___ Listed entries ___

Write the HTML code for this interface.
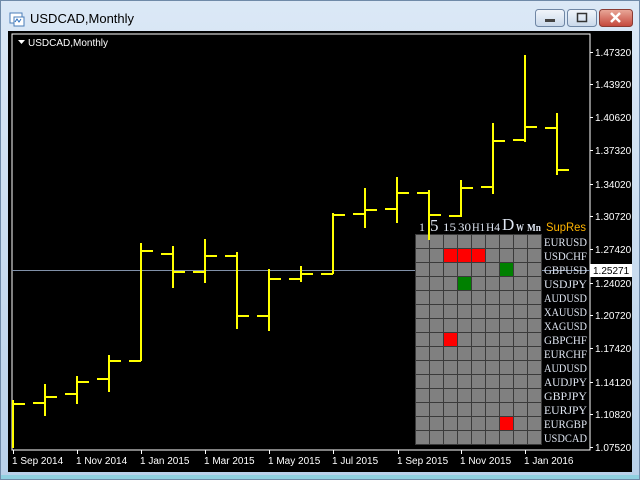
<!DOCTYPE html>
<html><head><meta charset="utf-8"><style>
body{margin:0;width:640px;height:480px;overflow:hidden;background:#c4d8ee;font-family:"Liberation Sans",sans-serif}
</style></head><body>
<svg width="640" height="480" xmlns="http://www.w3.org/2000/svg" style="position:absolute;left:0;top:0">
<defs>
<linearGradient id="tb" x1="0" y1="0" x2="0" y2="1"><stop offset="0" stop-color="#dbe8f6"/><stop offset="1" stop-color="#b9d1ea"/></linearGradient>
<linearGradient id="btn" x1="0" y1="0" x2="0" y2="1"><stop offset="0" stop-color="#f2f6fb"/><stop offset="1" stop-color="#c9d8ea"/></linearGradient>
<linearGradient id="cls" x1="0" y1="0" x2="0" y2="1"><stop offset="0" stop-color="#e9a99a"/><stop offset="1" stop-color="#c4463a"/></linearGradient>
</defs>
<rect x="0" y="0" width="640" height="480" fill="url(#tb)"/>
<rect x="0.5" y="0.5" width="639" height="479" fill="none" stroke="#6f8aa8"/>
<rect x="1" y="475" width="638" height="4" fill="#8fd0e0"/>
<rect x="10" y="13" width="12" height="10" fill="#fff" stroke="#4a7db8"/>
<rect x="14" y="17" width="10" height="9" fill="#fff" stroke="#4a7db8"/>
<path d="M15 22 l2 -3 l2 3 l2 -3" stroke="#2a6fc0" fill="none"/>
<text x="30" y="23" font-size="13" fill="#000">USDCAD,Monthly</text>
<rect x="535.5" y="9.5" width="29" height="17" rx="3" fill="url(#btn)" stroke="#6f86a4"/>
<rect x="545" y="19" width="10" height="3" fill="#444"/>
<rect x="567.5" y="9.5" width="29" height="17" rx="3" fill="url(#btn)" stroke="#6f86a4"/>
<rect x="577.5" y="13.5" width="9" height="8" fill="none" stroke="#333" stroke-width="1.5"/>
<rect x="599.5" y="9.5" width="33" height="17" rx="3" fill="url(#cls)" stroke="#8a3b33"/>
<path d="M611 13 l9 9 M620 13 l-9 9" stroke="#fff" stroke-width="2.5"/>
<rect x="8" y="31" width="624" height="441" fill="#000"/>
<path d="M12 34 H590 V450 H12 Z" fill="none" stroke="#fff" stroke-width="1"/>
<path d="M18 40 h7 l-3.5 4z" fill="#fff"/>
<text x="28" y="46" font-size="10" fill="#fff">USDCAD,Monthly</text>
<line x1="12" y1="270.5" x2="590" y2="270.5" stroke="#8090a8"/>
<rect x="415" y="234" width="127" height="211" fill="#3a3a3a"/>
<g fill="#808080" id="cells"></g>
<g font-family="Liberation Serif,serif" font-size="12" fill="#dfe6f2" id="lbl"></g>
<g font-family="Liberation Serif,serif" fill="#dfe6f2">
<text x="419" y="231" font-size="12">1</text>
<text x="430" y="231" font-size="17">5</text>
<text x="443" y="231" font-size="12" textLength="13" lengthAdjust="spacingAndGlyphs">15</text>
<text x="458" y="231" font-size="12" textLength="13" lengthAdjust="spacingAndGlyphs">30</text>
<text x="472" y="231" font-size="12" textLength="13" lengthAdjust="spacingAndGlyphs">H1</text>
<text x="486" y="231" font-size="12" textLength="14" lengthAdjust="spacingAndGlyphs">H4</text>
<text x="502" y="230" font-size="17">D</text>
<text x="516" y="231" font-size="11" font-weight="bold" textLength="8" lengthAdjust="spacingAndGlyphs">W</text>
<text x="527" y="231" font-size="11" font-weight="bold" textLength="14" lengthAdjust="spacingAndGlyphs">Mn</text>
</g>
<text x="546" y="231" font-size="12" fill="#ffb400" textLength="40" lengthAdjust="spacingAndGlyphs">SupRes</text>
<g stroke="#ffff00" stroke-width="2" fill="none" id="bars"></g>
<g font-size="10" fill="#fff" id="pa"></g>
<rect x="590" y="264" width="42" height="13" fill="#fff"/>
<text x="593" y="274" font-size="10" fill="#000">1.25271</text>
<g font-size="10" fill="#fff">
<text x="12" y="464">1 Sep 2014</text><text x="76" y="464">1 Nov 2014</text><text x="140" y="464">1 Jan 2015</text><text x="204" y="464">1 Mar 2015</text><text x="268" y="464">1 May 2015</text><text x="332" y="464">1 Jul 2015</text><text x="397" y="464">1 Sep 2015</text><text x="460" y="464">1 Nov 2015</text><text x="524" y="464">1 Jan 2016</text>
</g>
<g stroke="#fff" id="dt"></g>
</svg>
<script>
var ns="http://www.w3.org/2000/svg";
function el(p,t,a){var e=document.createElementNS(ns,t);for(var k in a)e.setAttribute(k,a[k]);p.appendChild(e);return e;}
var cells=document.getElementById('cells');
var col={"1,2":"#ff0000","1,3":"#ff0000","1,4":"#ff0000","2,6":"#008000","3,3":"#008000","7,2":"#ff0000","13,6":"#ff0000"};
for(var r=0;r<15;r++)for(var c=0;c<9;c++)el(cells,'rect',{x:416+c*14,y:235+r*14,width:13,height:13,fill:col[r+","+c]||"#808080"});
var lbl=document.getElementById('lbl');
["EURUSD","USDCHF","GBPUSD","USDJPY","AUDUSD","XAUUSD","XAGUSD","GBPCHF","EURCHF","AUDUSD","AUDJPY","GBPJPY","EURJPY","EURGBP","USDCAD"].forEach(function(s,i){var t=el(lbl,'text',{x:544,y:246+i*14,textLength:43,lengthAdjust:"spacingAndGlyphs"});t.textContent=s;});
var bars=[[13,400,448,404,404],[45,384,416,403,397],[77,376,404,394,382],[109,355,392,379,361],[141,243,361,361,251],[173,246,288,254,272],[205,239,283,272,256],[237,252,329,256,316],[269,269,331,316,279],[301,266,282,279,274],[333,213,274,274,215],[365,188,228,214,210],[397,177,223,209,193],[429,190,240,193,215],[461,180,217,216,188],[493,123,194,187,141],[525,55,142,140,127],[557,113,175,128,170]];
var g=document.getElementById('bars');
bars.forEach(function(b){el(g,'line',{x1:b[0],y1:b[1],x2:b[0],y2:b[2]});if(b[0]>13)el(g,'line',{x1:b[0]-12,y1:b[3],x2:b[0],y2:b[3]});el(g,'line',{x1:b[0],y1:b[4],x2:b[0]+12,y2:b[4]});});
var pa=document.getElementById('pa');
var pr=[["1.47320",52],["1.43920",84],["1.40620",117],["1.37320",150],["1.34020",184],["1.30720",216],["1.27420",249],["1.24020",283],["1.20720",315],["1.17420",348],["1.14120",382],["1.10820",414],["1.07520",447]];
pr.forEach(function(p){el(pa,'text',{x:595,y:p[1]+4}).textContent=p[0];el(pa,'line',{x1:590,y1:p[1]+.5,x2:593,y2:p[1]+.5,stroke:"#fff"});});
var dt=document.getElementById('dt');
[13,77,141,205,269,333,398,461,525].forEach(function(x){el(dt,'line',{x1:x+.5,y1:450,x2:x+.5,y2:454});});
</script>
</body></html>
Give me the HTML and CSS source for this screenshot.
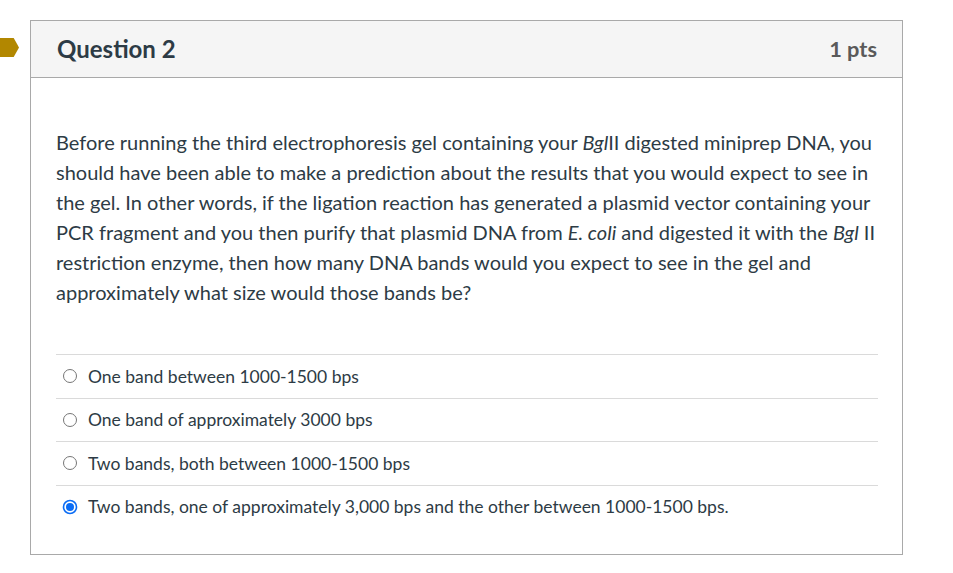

___

### Short problem
Copy out each line word for word, please, skipping the images.

### Response
Write the HTML code for this interface.
<!DOCTYPE html>
<html><head><meta charset="utf-8"><style>
body{margin:0;width:640px;height:480px;overflow:hidden;background:#c4d8ee;font-family:"Liberation Sans",sans-serif}
</style></head><body>
<svg width="640" height="480" xmlns="http://www.w3.org/2000/svg" style="position:absolute;left:0;top:0">
<defs>
<linearGradient id="tb" x1="0" y1="0" x2="0" y2="1"><stop offset="0" stop-color="#dbe8f6"/><stop offset="1" stop-color="#b9d1ea"/></linearGradient>
<linearGradient id="btn" x1="0" y1="0" x2="0" y2="1"><stop offset="0" stop-color="#f2f6fb"/><stop offset="1" stop-color="#c9d8ea"/></linearGradient>
<linearGradient id="cls" x1="0" y1="0" x2="0" y2="1"><stop offset="0" stop-color="#e9a99a"/><stop offset="1" stop-color="#c4463a"/></linearGradient>
</defs>
<rect x="0" y="0" width="640" height="480" fill="url(#tb)"/>
<rect x="0.5" y="0.5" width="639" height="479" fill="none" stroke="#6f8aa8"/>
<rect x="1" y="475" width="638" height="4" fill="#8fd0e0"/>
<rect x="10" y="13" width="12" height="10" fill="#fff" stroke="#4a7db8"/>
<rect x="14" y="17" width="10" height="9" fill="#fff" stroke="#4a7db8"/>
<path d="M15 22 l2 -3 l2 3 l2 -3" stroke="#2a6fc0" fill="none"/>
<text x="30" y="23" font-size="13" fill="#000">USDCAD,Monthly</text>
<rect x="535.5" y="9.5" width="29" height="17" rx="3" fill="url(#btn)" stroke="#6f86a4"/>
<rect x="545" y="19" width="10" height="3" fill="#444"/>
<rect x="567.5" y="9.5" width="29" height="17" rx="3" fill="url(#btn)" stroke="#6f86a4"/>
<rect x="577.5" y="13.5" width="9" height="8" fill="none" stroke="#333" stroke-width="1.5"/>
<rect x="599.5" y="9.5" width="33" height="17" rx="3" fill="url(#cls)" stroke="#8a3b33"/>
<path d="M611 13 l9 9 M620 13 l-9 9" stroke="#fff" stroke-width="2.5"/>
<rect x="8" y="31" width="624" height="441" fill="#000"/>
<path d="M12 34 H590 V450 H12 Z" fill="none" stroke="#fff" stroke-width="1"/>
<path d="M18 40 h7 l-3.5 4z" fill="#fff"/>
<text x="28" y="46" font-size="10" fill="#fff">USDCAD,Monthly</text>
<line x1="12" y1="270.5" x2="590" y2="270.5" stroke="#8090a8"/>
<rect x="415" y="234" width="127" height="211" fill="#3a3a3a"/>
<g fill="#808080" id="cells"></g>
<g font-family="Liberation Serif,serif" font-size="12" fill="#dfe6f2" id="lbl"></g>
<g font-family="Liberation Serif,serif" fill="#dfe6f2">
<text x="419" y="231" font-size="12">1</text>
<text x="430" y="231" font-size="17">5</text>
<text x="443" y="231" font-size="12" textLength="13" lengthAdjust="spacingAndGlyphs">15</text>
<text x="458" y="231" font-size="12" textLength="13" lengthAdjust="spacingAndGlyphs">30</text>
<text x="472" y="231" font-size="12" textLength="13" lengthAdjust="spacingAndGlyphs">H1</text>
<text x="486" y="231" font-size="12" textLength="14" lengthAdjust="spacingAndGlyphs">H4</text>
<text x="502" y="230" font-size="17">D</text>
<text x="516" y="231" font-size="11" font-weight="bold" textLength="8" lengthAdjust="spacingAndGlyphs">W</text>
<text x="527" y="231" font-size="11" font-weight="bold" textLength="14" lengthAdjust="spacingAndGlyphs">Mn</text>
</g>
<text x="546" y="231" font-size="12" fill="#ffb400" textLength="40" lengthAdjust="spacingAndGlyphs">SupRes</text>
<g stroke="#ffff00" stroke-width="2" fill="none" id="bars"></g>
<g font-size="10" fill="#fff" id="pa"></g>
<rect x="590" y="264" width="42" height="13" fill="#fff"/>
<text x="593" y="274" font-size="10" fill="#000">1.25271</text>
<g font-size="10" fill="#fff">
<text x="12" y="464">1 Sep 2014</text><text x="76" y="464">1 Nov 2014</text><text x="140" y="464">1 Jan 2015</text><text x="204" y="464">1 Mar 2015</text><text x="268" y="464">1 May 2015</text><text x="332" y="464">1 Jul 2015</text><text x="397" y="464">1 Sep 2015</text><text x="460" y="464">1 Nov 2015</text><text x="524" y="464">1 Jan 2016</text>
</g>
<g stroke="#fff" id="dt"></g>
</svg>
<script>
var ns="http://www.w3.org/2000/svg";
function el(p,t,a){var e=document.createElementNS(ns,t);for(var k in a)e.setAttribute(k,a[k]);p.appendChild(e);return e;}
var cells=document.getElementById('cells');
var col={"1,2":"#ff0000","1,3":"#ff0000","1,4":"#ff0000","2,6":"#008000","3,3":"#008000","7,2":"#ff0000","13,6":"#ff0000"};
for(var r=0;r<15;r++)for(var c=0;c<9;c++)el(cells,'rect',{x:416+c*14,y:235+r*14,width:13,height:13,fill:col[r+","+c]||"#808080"});
var lbl=document.getElementById('lbl');
["EURUSD","USDCHF","GBPUSD","USDJPY","AUDUSD","XAUUSD","XAGUSD","GBPCHF","EURCHF","AUDUSD","AUDJPY","GBPJPY","EURJPY","EURGBP","USDCAD"].forEach(function(s,i){var t=el(lbl,'text',{x:544,y:246+i*14,textLength:43,lengthAdjust:"spacingAndGlyphs"});t.textContent=s;});
var bars=[[13,400,448,404,404],[45,384,416,403,397],[77,376,404,394,382],[109,355,392,379,361],[141,243,361,361,251],[173,246,288,254,272],[205,239,283,272,256],[237,252,329,256,316],[269,269,331,316,279],[301,266,282,279,274],[333,213,274,274,215],[365,188,228,214,210],[397,177,223,209,193],[429,190,240,193,215],[461,180,217,216,188],[493,123,194,187,141],[525,55,142,140,127],[557,113,175,128,170]];
var g=document.getElementById('bars');
bars.forEach(function(b){el(g,'line',{x1:b[0],y1:b[1],x2:b[0],y2:b[2]});if(b[0]>13)el(g,'line',{x1:b[0]-12,y1:b[3],x2:b[0],y2:b[3]});el(g,'line',{x1:b[0],y1:b[4],x2:b[0]+12,y2:b[4]});});
var pa=document.getElementById('pa');
var pr=[["1.47320",52],["1.43920",84],["1.40620",117],["1.37320",150],["1.34020",184],["1.30720",216],["1.27420",249],["1.24020",283],["1.20720",315],["1.17420",348],["1.14120",382],["1.10820",414],["1.07520",447]];
pr.forEach(function(p){el(pa,'text',{x:595,y:p[1]+4}).textContent=p[0];el(pa,'line',{x1:590,y1:p[1]+.5,x2:593,y2:p[1]+.5,stroke:"#fff"});});
var dt=document.getElementById('dt');
[13,77,141,205,269,333,398,461,525].forEach(function(x){el(dt,'line',{x1:x+.5,y1:450,x2:x+.5,y2:454});});
</script>
</body></html>
Give me the HTML and CSS source for this screenshot.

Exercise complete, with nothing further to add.